Each wave of technology – the mainframe, PCs and the cloud – had its own wave of ERP tools. With AI, the process of working with systems integrators and services consultants to spend months onboarding a new system could be cut to one-tenth the cost.
But companies are loath to rip out an ERP. Choosing one that doesn’t work can cost a business millions of dollars and a chief financial officer their job. So Doss’s challenge is to get a customer into a call like the one with Kahawa 1893. Then, it can run a live demo version of its solution with the customer’s information, making changes in real-time.
It’s a race-to-value that the startup has leaned into after studying data analytics startup Looker, another Tunguz portfolio company that was acquired by Google for $2.6 billion in 2020. “When you show someone this magical thing in front of their face that defies their expectations, they’ll say, ‘Okay, I need that, how do I get it?’” says Jones.
Doss tries to know as much as it can about a customer before that first meeting; three full-time employees, working in the office together in San Francisco, handle the implementation sprint.
For another customer, Iggy Alvarez, an operations consultant working with Doss on behalf of dental brand Snow Cosmetics, says the onboarding process could do with some polishing once a customer’s up and running. But he still had his own magic moment when he was able to pull the minimum order quantity of a specific product based on its sales, without needing to write a pivot table or generate a report.
“Their secret sauce is how adaptive the reporting is,” Alvarez says. “It’s cliche, but you feel like you’re spending more time in the business.”
Asked how much a customer saves per year using Doss, Jones claims it’s hard to quantify “opportunity cost,” but that a business might save thousands of aggregate work hours per year.
“We need to do everything faster, better and more effectively.”
The bigger the customer, the more likely it already works with an ERP provider, meaning Doss faces an uphill battle to rip someone else out. On the flip side, that means companies that do commit to Doss are more likely to remain loyal.
With contracts ranging from $10,000 annually into the hundreds of thousands, Doss plays in the mid-market of companies between $5 million and $200 million in sales.
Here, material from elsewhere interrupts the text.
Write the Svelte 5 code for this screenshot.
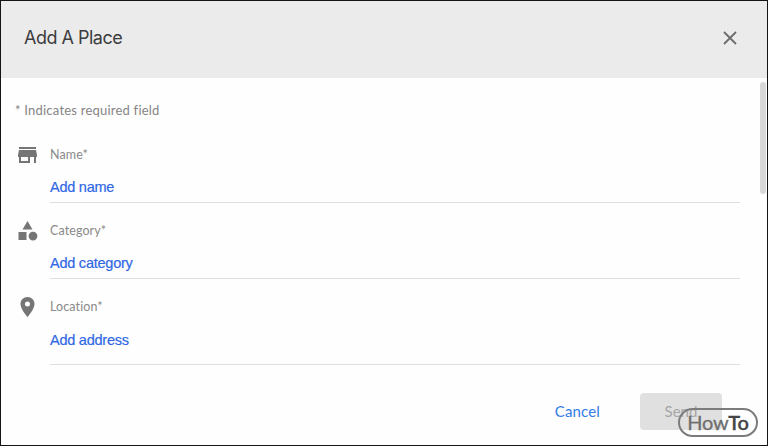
<script lang="ts">
	interface Field {
		id: string;
		label: string;
		action: string;
		icon: string;
	}

	const fields: Field[] = [
		{
			id: 'name',
			label: 'Name*',
			action: 'Add name',
			icon: 'M3 4h17v2H3zM3 7h17l1 5v2h-1v6h-2v-6h-4v6H3v-6H2v-2zM5 14v4h7v-4z'
		},
		{
			id: 'category',
			label: 'Category*',
			action: 'Add category',
			icon: 'M11.5 2l5 8.5h-10zM2.5 13h8v8h-8zM17 12.7a4.4 4.4 0 1 1 0 8.8a4.4 4.4 0 1 1 0-8.8z'
		},
		{
			id: 'location',
			label: 'Location*',
			action: 'Add address',
			icon: 'M11.5 2C7.6 2 4.5 5.1 4.5 9c0 5.2 7 13 7 13s7-7.8 7-13c0-3.9-3.1-7-7-7zm0 4.5a2.5 2.5 0 1 1 0 5a2.5 2.5 0 1 1 0-5z'
		}
	];
</script>

<div class="dialog">
	<header>
		<h1>Add A Place</h1>
		<button class="close" aria-label="Close">
			<svg width="14" height="14" viewBox="0 0 14 14">
				<path d="M1 1l12 12M13 1L1 13" />
			</svg>
		</button>
	</header>

	<main>
		<div class="form">
			<p class="hint">* Indicates required field</p>
			{#each fields as field (field.id)}
				<div class="field {field.id}">
					<svg class="icon" width="24" height="24" viewBox="0 0 24 24">
						<path fill-rule="evenodd" d={field.icon} />
					</svg>
					<div class="body">
						<span class="label">{field.label}</span>
						<button class="value">{field.action}</button>
					</div>
				</div>
			{/each}
		</div>
		<div class="scrollbar"></div>
	</main>

	<footer>
		<button class="cancel">Cancel</button>
		<button class="send" disabled>Send</button>
	</footer>

	<div class="watermark"><span>How</span><b>To</b></div>
</div>

<style>
	:global(body) {
		margin: 0;
	}

	.dialog {
		position: relative;
		box-sizing: border-box;
		width: 768px;
		height: 446px;
		border: 1px solid #151315;
		background: #fefefe;
		font-family: Lato, sans-serif;
		font-variant-ligatures: none;
		display: flex;
		flex-direction: column;
		overflow: hidden;
	}

	button {
		border: 0;
		padding: 0;
		background: none;
		font: inherit;
	}

	header {
		height: 77px;
		flex: none;
		box-sizing: border-box;
		padding: 0 30px 3px 23px;
		display: flex;
		align-items: center;
		justify-content: space-between;
		background: #ebebeb;
	}

	h1 {
		margin: 0;
		font: 400 18px/24px Inter, sans-serif;
		letter-spacing: -0.5px;
		color: #3c3c3e;
	}

	.close {
		display: flex;
	}

	.close path {
		stroke: #6c6c6c;
		stroke-width: 1.8;
		fill: none;
	}

	main {
		display: flex;
		justify-content: space-between;
		height: 291px;
		flex: none;
	}

	.form {
		width: 739px;
	}

	.hint {
		margin: 22px 0 21px 14px;
		font-size: 13px;
		line-height: 20px;
		letter-spacing: 0.22px;
		color: #858585;
	}

	.field {
		display: flex;
		height: 62px;
		margin-bottom: 14px;
	}

	.field.location {
		height: 72px;
		margin-bottom: 0;
	}

	.icon {
		flex: none;
		margin: 2px 10px 0 15px;
		fill: #757575;
	}

	.body {
		flex: 1;
		box-sizing: border-box;
		display: flex;
		flex-direction: column;
		align-items: flex-start;
		border-bottom: 1px solid #dedede;
	}

	.label {
		margin-top: 5px;
		font-size: 12.5px;
		line-height: 18px;
		letter-spacing: 0.1px;
		color: #8a8a8a;
	}

	.value {
		margin-top: 13px;
		font: 14.5px/20px "Liberation Sans", Arial, sans-serif;
		letter-spacing: -0.24px;
		-webkit-text-stroke: 0.2px;
		color: #3068e4;
	}

	.location .value {
		margin-top: 14px;
	}

	.scrollbar {
		width: 6px;
		height: 112px;
		margin: 4px 1px 0 0;
		border-radius: 3px;
		background: #d9d9d9;
	}

	footer {
		display: flex;
		justify-content: flex-end;
		align-items: center;
		gap: 40px;
		margin-top: 24px;
		padding-right: 45px;
		font-size: 15px;
	}

	.cancel {
		padding-bottom: 1px;
		letter-spacing: 0.15px;
		color: #347de9;
	}

	.send {
		width: 82px;
		height: 37px;
		padding-bottom: 1px;
		border-radius: 4px;
		background: #e0e0e0;
		color: #a6a6a6;
	}

	.watermark {
		position: absolute;
		left: 677px;
		top: 407px;
		box-sizing: border-box;
		width: 80px;
		height: 29px;
		padding-bottom: 2px;
		border: 2px solid #7c7c7c;
		border-radius: 15px;
		display: flex;
		justify-content: center;
		align-items: center;
		font-size: 20px;
		letter-spacing: -0.3px;
		color: #6e6e6e;
		-webkit-text-stroke: 0.3px;
	}

	.watermark b {
		font-weight: 600;
		color: #454545;
	}
</style>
That’s where a number of other startups operate, the oldest and arguably most notable being Odoo, a Belgium-based, open-source alternative to SAP that has been in the market since 2002. Odoo claims five million users and raised 500 million Euros last year. A number of other smaller startups raised rounds over the past year as well, including Cogna, Nominal, Rillet and Keel.
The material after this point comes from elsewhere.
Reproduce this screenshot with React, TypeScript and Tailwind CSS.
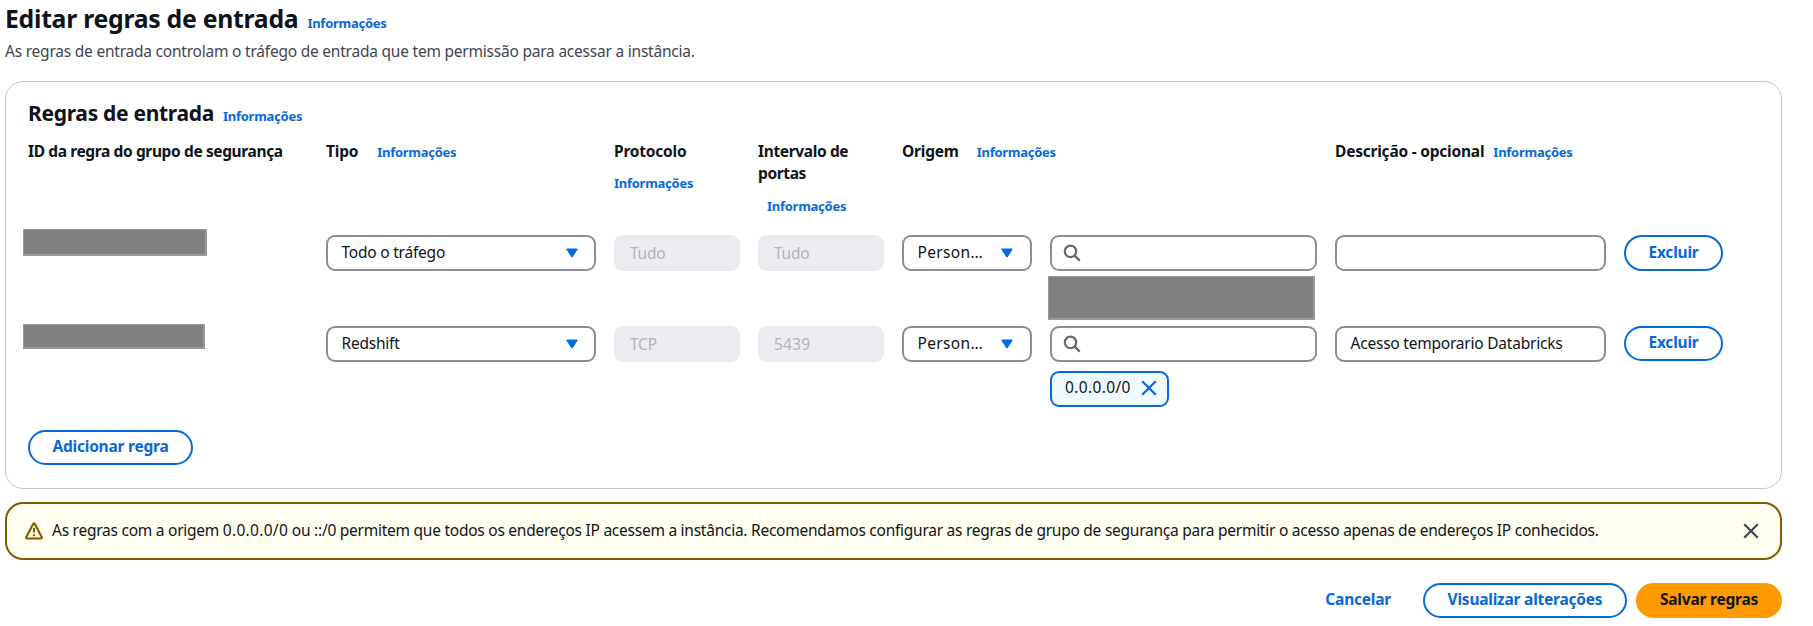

If Doss wants to move up-market to compete with SAP, it will also likely come across mysterious startup Everest Systems, a German-based venture led by former longtime SAP executives. Everest has raised $140 million from a number of investors, per PitchBook, and announced its product and funding in a blog post about four months ago; the post was later taken offline, and a spokesperson couldn’t be reached for comment on Monday.
In a land grab on all sides, perhaps Everest is mindful of copycats – it’s something Doss could worry about, too. Asked how he’ll keep Doss’ software a step ahead of the tech giants, its CEO says he’s counting on Clay Christensen’s ‘Innovator’s Dilemma’ to provide a shield: the incumbents can’t emulate Doss’s approach without undermining their own channel partners and integrators, he argues.
As for all of those startups chasing the same prize (the above are just a sample), Jones has a simple response: with its new funding, Doss will need to hire aggressively on its prospecting and implementation teams – and work around the clock.
“We need to do everything faster, better and more effectively,” he says.